#### Aim:
Write out, word for word, the stretch of lines beginning at the one with "Clone this screenshot" and ending at the one with "import React from 'react';", omitting the images.

+ + + +

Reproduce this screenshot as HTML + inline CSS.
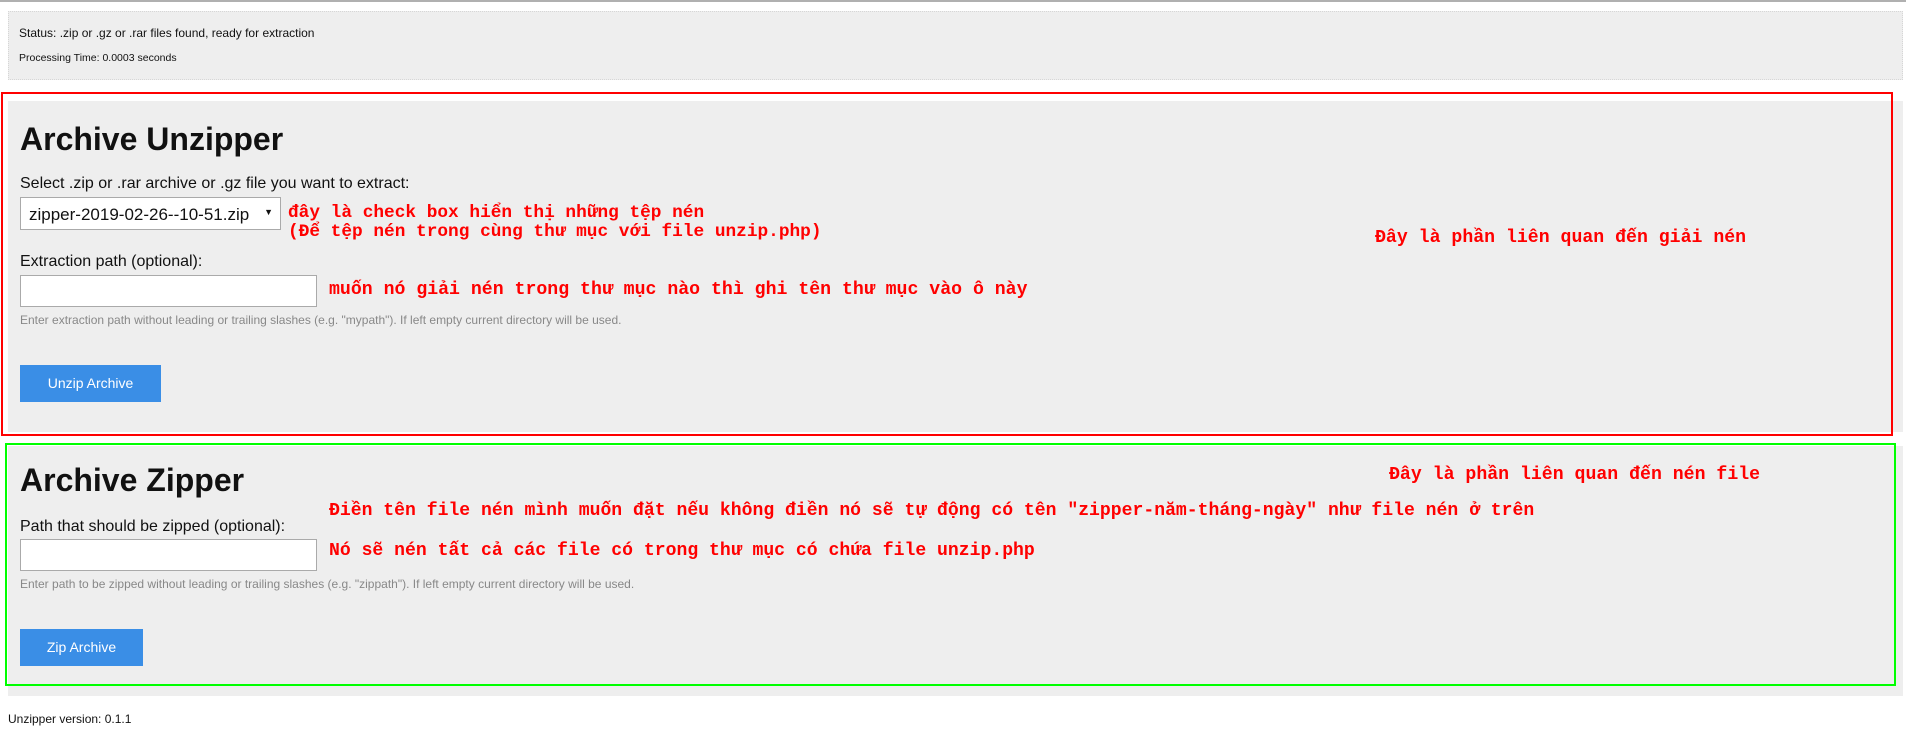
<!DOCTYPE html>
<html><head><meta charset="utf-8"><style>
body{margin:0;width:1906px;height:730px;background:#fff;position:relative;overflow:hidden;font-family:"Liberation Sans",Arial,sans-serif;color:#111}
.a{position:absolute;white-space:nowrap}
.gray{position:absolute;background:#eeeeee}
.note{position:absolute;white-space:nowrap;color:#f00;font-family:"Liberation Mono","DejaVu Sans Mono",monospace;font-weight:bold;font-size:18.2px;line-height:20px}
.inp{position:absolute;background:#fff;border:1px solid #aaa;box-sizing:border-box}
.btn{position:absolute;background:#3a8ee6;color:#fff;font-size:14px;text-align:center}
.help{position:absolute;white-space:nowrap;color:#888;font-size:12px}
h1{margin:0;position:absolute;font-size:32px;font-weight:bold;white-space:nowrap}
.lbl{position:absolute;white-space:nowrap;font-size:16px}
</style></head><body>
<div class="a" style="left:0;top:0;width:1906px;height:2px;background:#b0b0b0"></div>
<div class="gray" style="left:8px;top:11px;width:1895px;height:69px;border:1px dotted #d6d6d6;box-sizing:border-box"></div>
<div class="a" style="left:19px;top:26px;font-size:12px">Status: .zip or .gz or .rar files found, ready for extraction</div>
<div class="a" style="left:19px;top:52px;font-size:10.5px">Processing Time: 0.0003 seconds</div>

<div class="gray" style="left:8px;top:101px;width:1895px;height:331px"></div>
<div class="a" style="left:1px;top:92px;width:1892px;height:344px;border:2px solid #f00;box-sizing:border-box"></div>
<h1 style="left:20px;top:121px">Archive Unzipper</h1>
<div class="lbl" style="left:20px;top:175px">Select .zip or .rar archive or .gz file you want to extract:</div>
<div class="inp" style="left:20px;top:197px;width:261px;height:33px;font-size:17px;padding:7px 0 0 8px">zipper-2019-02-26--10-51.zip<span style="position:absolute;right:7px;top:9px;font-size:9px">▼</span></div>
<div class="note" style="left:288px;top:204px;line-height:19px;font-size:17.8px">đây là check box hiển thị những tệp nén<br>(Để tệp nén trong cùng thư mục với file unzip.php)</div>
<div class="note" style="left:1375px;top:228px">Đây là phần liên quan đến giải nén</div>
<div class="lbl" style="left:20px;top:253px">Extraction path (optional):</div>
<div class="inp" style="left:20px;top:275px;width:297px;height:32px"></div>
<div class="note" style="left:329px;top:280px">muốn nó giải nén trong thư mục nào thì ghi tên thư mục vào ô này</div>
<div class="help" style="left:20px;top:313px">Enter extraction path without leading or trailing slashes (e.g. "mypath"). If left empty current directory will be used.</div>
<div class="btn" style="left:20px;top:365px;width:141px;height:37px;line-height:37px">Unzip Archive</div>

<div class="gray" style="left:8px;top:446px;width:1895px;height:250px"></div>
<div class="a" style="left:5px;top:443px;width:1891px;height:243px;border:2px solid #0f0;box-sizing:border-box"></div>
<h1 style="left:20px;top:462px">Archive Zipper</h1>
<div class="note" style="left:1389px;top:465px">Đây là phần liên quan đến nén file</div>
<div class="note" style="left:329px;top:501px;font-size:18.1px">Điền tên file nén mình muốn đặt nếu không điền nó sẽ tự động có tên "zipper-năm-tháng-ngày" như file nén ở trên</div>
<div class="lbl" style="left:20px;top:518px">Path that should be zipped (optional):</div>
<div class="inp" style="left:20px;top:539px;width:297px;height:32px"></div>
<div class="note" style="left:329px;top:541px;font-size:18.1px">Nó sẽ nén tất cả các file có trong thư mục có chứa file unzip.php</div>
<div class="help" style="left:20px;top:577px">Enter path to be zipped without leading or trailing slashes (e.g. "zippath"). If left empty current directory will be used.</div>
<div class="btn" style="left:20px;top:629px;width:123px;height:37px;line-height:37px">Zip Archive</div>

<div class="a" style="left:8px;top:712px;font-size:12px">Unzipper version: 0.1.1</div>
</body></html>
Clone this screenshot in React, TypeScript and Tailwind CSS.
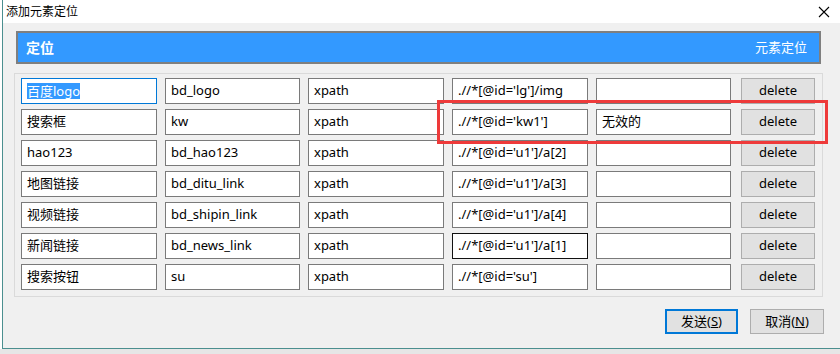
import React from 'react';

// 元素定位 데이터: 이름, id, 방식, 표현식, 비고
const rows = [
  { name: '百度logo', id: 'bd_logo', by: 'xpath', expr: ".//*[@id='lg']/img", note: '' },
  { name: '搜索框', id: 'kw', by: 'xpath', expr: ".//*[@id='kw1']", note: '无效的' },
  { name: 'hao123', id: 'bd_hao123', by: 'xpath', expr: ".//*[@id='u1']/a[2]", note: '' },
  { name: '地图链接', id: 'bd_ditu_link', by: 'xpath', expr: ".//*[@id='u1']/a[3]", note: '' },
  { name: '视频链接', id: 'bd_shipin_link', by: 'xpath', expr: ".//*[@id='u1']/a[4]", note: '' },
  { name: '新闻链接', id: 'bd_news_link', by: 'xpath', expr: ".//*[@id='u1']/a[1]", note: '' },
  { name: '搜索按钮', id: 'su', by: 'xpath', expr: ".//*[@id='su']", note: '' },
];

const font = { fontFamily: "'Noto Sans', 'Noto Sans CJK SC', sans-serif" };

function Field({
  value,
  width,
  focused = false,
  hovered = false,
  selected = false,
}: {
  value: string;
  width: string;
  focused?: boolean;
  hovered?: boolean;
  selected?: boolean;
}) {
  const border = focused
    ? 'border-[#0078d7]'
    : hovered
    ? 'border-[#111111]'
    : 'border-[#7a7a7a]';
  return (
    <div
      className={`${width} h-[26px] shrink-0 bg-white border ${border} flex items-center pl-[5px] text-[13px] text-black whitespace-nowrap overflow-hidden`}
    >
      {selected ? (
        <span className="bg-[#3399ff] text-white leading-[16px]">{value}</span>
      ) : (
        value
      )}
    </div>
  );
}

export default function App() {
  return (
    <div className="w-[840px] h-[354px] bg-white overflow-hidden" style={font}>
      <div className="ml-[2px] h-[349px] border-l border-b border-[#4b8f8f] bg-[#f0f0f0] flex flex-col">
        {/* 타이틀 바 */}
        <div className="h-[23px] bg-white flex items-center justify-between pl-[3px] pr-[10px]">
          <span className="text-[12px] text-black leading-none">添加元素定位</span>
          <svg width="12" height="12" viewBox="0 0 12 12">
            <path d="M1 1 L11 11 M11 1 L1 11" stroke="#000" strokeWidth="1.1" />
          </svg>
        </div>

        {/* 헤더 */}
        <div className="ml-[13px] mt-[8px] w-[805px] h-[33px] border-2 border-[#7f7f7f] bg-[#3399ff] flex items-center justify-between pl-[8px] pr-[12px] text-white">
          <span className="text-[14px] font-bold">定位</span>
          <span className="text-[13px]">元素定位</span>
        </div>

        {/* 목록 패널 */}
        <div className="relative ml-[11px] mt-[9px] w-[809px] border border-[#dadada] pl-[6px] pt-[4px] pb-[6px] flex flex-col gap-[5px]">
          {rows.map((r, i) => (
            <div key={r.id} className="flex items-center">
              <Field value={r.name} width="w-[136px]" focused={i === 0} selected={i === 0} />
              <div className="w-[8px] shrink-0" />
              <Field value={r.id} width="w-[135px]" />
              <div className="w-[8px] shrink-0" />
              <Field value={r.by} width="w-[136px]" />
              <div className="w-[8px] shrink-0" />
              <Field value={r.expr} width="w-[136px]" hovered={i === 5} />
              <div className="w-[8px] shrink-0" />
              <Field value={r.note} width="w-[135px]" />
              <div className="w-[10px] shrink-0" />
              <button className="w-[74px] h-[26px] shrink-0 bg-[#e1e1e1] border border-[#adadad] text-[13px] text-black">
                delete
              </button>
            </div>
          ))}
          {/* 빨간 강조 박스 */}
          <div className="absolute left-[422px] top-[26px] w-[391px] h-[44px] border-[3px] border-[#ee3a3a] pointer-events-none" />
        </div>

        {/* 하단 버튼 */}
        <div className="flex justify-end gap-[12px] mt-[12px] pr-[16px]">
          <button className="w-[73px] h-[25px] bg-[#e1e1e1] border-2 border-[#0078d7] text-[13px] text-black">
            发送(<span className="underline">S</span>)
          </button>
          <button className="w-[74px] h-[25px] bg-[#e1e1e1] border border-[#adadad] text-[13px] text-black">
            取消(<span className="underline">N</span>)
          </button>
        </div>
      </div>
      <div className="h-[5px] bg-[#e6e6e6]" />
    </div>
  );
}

+ + + +

#### Full answer:
Clone this screenshot in React, TypeScript and Tailwind CSS.
import React from 'react';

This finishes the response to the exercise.